Do you feel you don’t deserve your success? Do you feel obliged to rack up diplomas and certifications to feel legitimate in your career? You may be suffering from impostor syndrome, especially if you’re a woman.
Theorised in the late 1970s by American psychologists Pauline Rose Clance and Suzanne Imes, impostor syndrome is a self-perpetuating feeling of inadequacy and self-doubt. Sufferers believe they are not sufficiently qualified to deserve their academic or professional success. They attribute their success more to external factors, such as luck, than to their own talent.
This feeling of fraud is likely to affect 70% of the world’s population at some point in their lives, according to a study published in 2011 in the Journal of Behavioral Science. But a meta-analysis, published in Current Research in Behavioral Sciences, asserts that women are more likely than men to experience impostor syndrome.
The authors of this research came to this conclusion after studying the findings of over a hundred studies on the subject, involving a total of more than 40,000 participants. They found that women, who made up 58% of the sample, scored higher than men on the various scales measuring impostor syndrome.
“Based on this analysis, we would argue that an appropriate answer to the question of whether there is a gender difference in impostor syndrome is ‘yes’. There do appear to be some exceptions to this general rule, but not many,” the researchers write in their paper.
The weight of stereotypes
The research team does not go into the reasons why women might doubt their abilities, but previous studies suggest that there may be structural and societal reasons for this phenomenon.
Women’s lack of confidence is said to be fuelled by the belief that cognitive and intellectual performance is, by nature, different between the sexes. This misconception, which has no scientific basis, is so widespread that even young children unconsciously subscribe to it.

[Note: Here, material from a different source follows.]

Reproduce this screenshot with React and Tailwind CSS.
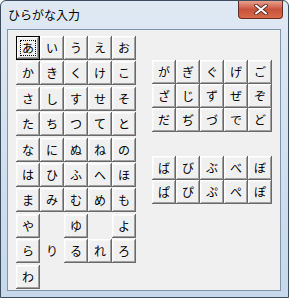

In fact, American researchers found that gender stereotypes are internalised as early as age six: girls of this age are less likely to see women as “really, really smart” than boys of the same age when it comes to men, they report in a paper published in 2017 in the Science journal.
In adulthood, these stereotypes can discourage women from pursuing careers in sectors deemed to be “male”, including science.
Contrary to what its name might suggest, impostor syndrome is not an illness; it’s a feeling of psychological discomfort that can lead to a state of chronic dissatisfaction, procrastination and self-sabotage strategies, anxiety, and sometimes even depression.
Fortunately, it is entirely possible to learn to reclaim personal successes and quash self-doubt, without becoming overconfident.